Contrary to popular belief, shopping around to find the best interest rate available for you will generally have little to no impact on your credit score. Usually any requests for your credit score by auto lenders that take place within a short time span will count as a single inquiry. For example, if you authorize multiple lenders to check your credit within a 14-day time span, all of those inquiries may count as one. Even if your loan shopping falls outside of the time limit and counts as more than one inquiry, the financial benefits of doing your homework to secure a lower interest rate are worth possibly dropping a few points from your score.

3. If you have excellent credit, look for 0 percent interest deals — they really do exist

Qualifying consumers with a long history of stellar credit can sometimes secure a 0 percent loan from an automaker, but these are usually limited to consumers with stellar credit.
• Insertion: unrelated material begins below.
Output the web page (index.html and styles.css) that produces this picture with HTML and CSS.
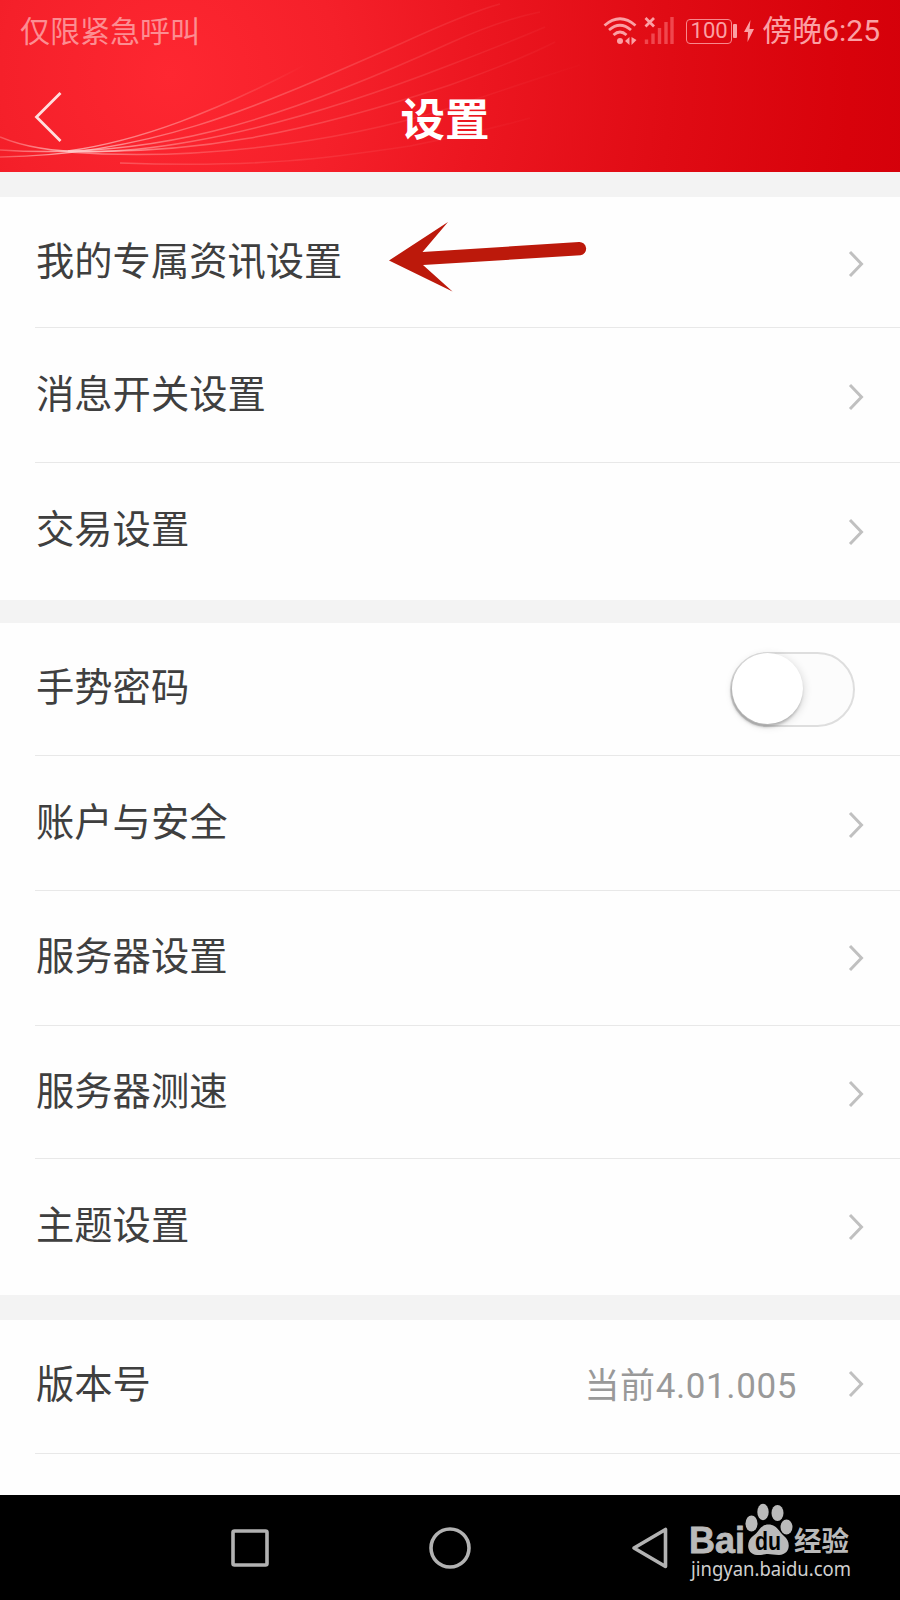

To avoid disappointment, find out in advance what credit score is required to qualify for the 0 percent interest rate if that rate is a critical part of your buying decision.

4. Finance instead of paying with cash when the interest rate is right

Surprisingly, sometimes having a car payment actually can be a smarter financial decision than paying for a car in cash. The primary situation in which you should finance rather than pay in full with cash comes when interest rates are especially low. Even if you’re given a rate as low as just a few percent, it’s smart to consider financing to build a healthy credit history and to keep extra cash on hand that otherwise would be tied up in your vehicle.

5. If you have weak credit, produce a hefty down payment

Don’t be discouraged if your credit isn’t squeaky-clean; instead, focus on showing lenders that you are serious about your finances by spending a sizable amount on your down payment. A reasonable down payment is 20 percent, as lending institutions believe that the more equity you have in the car, the less likely you’ll be to default on the loan.

6. If you’ve ever filed for bankruptcy, you still have options

Following a bankruptcy, you may have difficulty financing a car while you rebuild your credit, but it’s not impossible. Think beyond traditional banks and look at places that may have slightly more relaxed lending practices like a credit union and financing offered at various new and used car dealerships. Be safely grounded in reality, don’t try to buy more car than you need or can afford, and put down as much on the loan as you can.

7. If you’re planning to lease because you want a new car, try buying CPO

Leasing may be tempting if you can get a brand new car with a lower monthly payment. However, consumers should consider the benefits of buying certified pre-owned (CPO) instead. Remember that when leasing, you are not building equity like you would in a purchased vehicle. So, when your lease ends, you won’t have trade-in value to offset the cost of your next vehicle. Instead of leasing, look into purchasing a CPO vehicle, and you’ll come out of the deal with a like-new car at a less-than-new car price, new car perks and peace of mind, knowing the manufacturer of the car stands behind it with a factory warranty and authorized inspection.

8. If you still want to lease a car, know your money factor

Most shoppers think leasing simply means paying the depreciation of a vehicle. That’s true, but there’s also a finance charge included in every lease called the money factor. This is money the dealer or automaker charges you for the privilege of leasing. Just like when you’re buying a car, the interest rate on a lease can have a huge effect on your monthly payment.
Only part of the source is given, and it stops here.